For the most part however, ‘Das Verrätertor’ is disappointingly down to earth. Presumably due to the fact that it was actually made in the UK with the participation of British personnel, the “bizarro world London” flavour that gave films like ‘Dark Eyes of London’ such a unique, out-of-time atmosphere is entirely lacking here, as the more buttoned down, English way of doing business vis-à-vis low budget thrillers leaves us instead with a far more quote-unquote “realistic” portrayal of London in 1964, completely devoid of psychotic masked villains, knife-wielding vagabonds, subterranean gangster hideouts, blood-thirsty fetishized murders and the like, although the presence of Kinski does at least bring a hint of this kind of thing to the table.

Spending much of his time obsessively licking his fingers and dispassionately threatening people with guns as only he can, one particularly surreal scene back-stage at the aforementioned strip joint sees Klaus lurking about near the head of a pantomime horse, whose teeth he at one point pretends to examine.

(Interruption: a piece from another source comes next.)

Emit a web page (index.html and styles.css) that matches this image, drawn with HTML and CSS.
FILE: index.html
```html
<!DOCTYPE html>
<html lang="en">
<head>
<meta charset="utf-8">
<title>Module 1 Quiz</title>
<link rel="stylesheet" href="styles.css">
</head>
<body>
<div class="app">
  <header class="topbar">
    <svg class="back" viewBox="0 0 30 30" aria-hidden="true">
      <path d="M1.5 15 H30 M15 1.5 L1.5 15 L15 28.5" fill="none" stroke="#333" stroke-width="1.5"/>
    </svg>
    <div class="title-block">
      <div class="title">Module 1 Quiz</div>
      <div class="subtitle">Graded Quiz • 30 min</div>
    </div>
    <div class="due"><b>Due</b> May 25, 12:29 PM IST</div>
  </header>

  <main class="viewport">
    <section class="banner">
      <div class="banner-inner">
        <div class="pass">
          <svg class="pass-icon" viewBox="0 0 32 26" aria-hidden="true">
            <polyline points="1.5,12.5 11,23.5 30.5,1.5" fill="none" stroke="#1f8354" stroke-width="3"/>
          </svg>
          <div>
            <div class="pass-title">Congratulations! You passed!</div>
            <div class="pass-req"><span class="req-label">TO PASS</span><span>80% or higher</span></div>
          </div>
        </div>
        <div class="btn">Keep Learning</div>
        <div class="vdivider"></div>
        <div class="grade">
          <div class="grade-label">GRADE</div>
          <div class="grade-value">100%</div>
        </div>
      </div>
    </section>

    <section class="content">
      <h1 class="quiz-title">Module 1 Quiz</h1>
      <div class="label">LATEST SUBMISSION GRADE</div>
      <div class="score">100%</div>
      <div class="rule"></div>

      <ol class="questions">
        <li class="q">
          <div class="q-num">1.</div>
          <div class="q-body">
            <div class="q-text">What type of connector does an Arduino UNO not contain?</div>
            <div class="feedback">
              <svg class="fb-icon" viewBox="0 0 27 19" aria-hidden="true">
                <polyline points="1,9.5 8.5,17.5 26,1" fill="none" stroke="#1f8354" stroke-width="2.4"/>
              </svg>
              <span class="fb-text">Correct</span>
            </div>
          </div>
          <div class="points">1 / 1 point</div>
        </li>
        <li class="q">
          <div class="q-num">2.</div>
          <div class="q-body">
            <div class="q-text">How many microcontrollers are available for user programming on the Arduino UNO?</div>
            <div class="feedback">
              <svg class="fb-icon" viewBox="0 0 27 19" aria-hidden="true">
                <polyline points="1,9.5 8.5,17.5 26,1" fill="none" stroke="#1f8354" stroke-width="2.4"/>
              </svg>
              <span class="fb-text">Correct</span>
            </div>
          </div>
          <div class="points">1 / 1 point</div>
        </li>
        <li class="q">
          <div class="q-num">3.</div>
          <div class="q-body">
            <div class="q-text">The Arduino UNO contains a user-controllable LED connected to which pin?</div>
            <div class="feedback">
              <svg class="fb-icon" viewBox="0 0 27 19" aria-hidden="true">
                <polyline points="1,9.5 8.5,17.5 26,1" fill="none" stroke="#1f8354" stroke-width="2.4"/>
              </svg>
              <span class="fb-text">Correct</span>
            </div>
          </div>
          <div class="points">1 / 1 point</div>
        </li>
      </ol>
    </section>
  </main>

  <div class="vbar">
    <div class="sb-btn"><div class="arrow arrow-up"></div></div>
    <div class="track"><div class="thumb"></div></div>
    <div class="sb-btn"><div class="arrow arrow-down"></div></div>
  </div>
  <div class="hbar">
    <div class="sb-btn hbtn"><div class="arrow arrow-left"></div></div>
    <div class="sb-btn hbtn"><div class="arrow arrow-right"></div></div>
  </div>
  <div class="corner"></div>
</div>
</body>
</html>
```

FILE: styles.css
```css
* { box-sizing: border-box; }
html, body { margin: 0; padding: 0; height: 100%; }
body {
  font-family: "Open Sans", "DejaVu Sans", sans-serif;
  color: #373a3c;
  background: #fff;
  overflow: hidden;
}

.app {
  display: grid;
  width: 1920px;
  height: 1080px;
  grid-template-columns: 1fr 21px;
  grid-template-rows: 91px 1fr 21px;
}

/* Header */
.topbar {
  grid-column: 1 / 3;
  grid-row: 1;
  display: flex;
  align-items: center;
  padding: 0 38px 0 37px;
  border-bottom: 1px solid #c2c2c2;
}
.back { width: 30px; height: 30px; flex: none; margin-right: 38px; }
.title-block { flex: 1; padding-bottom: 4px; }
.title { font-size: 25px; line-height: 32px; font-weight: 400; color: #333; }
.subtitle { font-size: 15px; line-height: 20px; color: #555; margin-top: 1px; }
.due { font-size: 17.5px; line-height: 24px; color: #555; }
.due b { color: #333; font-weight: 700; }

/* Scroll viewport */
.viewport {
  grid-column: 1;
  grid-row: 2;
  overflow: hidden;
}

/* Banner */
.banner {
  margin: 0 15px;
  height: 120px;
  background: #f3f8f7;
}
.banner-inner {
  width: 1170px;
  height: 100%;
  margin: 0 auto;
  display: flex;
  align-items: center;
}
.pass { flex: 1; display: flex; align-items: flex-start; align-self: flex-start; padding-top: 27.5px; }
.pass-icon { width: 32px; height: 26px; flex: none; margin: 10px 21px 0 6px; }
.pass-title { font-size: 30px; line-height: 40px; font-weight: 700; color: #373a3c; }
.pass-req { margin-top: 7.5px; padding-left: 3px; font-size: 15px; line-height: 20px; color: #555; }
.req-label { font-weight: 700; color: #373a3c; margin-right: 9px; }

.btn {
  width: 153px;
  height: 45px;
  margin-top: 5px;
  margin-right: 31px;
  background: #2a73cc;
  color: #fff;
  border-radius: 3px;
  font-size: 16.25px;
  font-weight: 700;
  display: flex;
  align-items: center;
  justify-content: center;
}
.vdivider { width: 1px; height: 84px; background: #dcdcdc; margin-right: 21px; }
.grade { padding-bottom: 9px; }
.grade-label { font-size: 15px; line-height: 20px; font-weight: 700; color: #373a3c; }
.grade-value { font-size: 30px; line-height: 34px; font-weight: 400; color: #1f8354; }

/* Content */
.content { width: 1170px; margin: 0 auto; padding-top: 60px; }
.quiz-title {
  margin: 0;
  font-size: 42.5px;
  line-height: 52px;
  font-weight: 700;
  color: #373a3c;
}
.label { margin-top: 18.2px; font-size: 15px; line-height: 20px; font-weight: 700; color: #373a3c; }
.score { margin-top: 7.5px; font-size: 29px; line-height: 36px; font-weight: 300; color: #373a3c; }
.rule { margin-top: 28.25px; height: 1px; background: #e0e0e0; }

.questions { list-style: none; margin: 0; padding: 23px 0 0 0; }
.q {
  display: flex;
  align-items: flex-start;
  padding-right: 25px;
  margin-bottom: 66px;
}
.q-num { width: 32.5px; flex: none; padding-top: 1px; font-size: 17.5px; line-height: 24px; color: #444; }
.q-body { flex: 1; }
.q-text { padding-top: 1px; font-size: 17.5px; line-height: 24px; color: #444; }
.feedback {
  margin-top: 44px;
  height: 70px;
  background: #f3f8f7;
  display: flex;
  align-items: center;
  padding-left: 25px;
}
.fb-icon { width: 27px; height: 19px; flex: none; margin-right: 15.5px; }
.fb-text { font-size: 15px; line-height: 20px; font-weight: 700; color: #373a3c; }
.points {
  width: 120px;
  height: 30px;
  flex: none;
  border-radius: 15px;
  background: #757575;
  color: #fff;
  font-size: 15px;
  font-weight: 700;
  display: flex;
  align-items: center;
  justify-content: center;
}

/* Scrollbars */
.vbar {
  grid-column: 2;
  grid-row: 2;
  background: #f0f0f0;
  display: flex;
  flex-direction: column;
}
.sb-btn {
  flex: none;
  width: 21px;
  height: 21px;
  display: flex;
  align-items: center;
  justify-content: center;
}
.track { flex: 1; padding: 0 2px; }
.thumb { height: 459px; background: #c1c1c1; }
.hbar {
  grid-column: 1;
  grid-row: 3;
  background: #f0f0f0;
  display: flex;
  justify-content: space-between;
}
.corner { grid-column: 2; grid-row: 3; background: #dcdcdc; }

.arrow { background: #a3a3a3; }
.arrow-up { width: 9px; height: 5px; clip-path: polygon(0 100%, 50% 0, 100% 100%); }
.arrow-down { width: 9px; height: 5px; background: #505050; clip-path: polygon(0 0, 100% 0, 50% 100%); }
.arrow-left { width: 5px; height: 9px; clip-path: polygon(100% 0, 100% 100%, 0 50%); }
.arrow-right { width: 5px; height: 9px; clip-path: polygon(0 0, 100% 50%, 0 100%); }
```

In fact, I’d say that Kinski’s presence alone makes ‘Das Verrätertor’ worth seeking out, were it not for the fact that the unspeakable bastard made so many other films through the ‘60s in which he similarly delivers the goods, making such completism unnecessary for any but the most dedicated fans of his unique brand of strangely hilarious psychopathic menace.

Above and beyond the various drawbacks I have outlined above, there is one central fault that I feel stops ‘Traitor’s Gate’ from overcoming them and hitting home as a decent bit of entertainment, and that is the fact that no one else in the film is remotely interesting. With the exception of Kinski and Arent (who are both basically just goofing on their established screen personas), there is not a single character here who will stick in your mind after viewing – in fact I can barely remember a thing about any of them, and I watched this damn thing twice for review purposes.

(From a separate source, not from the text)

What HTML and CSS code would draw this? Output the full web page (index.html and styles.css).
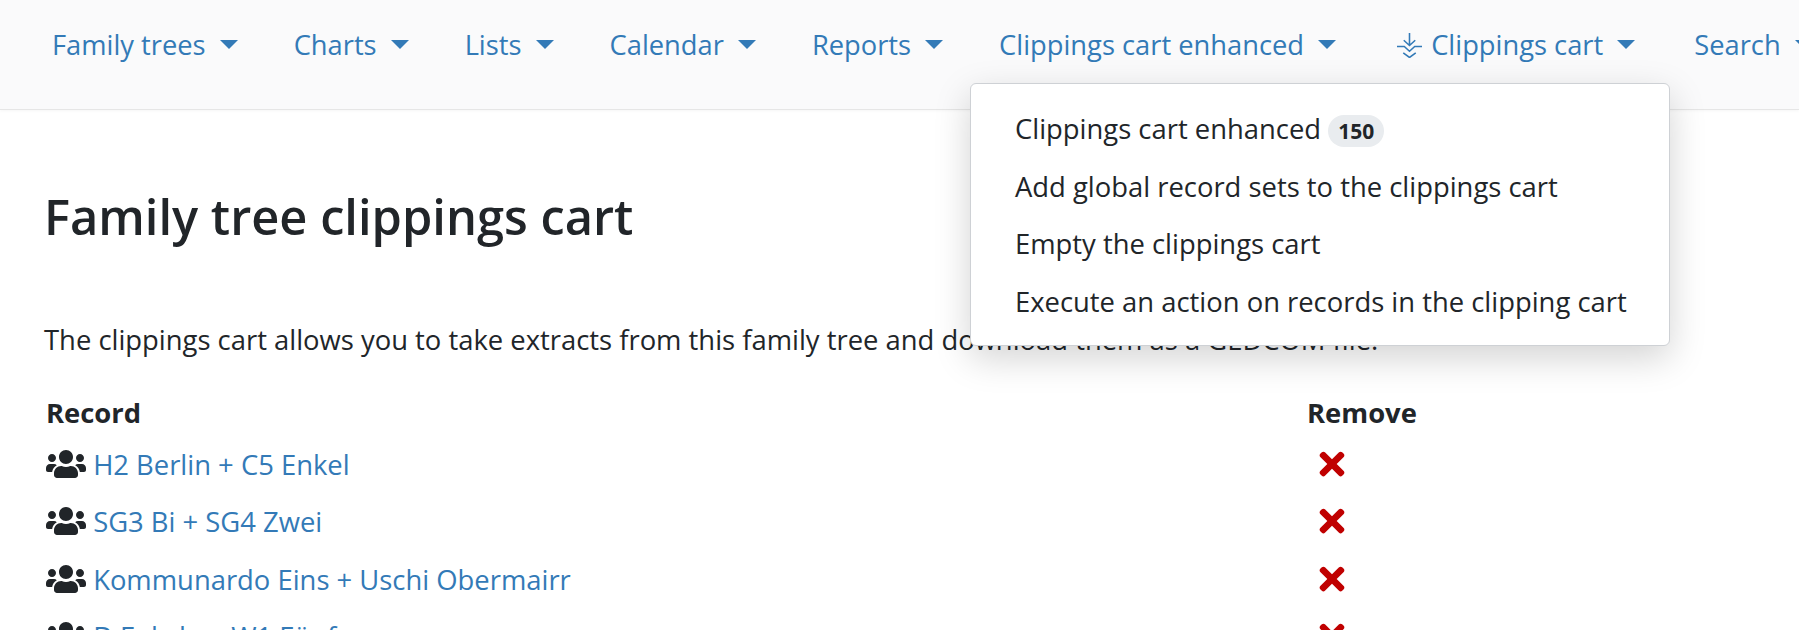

A far cry from the sweaty-palmed blackmailers, seedy servants and playboy detectives we expect to find rounding out a krimi cast-list, in ‘Das Verrätertor’, the crooks, the innocent lead couple whom the persecute and the cops who peruse them barely have two character traits to rub together, and the blandly professional cast play out their assigned roles within the story as if they were simply experiencing a mildly stressful day working in an insurance office.

As a result, there is simply no suspense, and nothing beyond the occasional nice shot or visual flourish to even keep us awake. Will the heist succeed or not? Will the crooks be brought to justice? What do we even care, when we barely know enough about anyone concerned to decide who we should cheer or boo?

Though the film’s production values and technical credits are solid and the Rialto crew do their best to entertain, it is easy to conclude that ‘Traitor’s Gate’ – which remains one of the more obscure entries within the already obscure krimi canon - has been lost to history for good reason, relevant only to genre historians seeking an easy explanation for the reasons why the rich possibilities for Anglo-German krimi co-productions were never really followed up. (3)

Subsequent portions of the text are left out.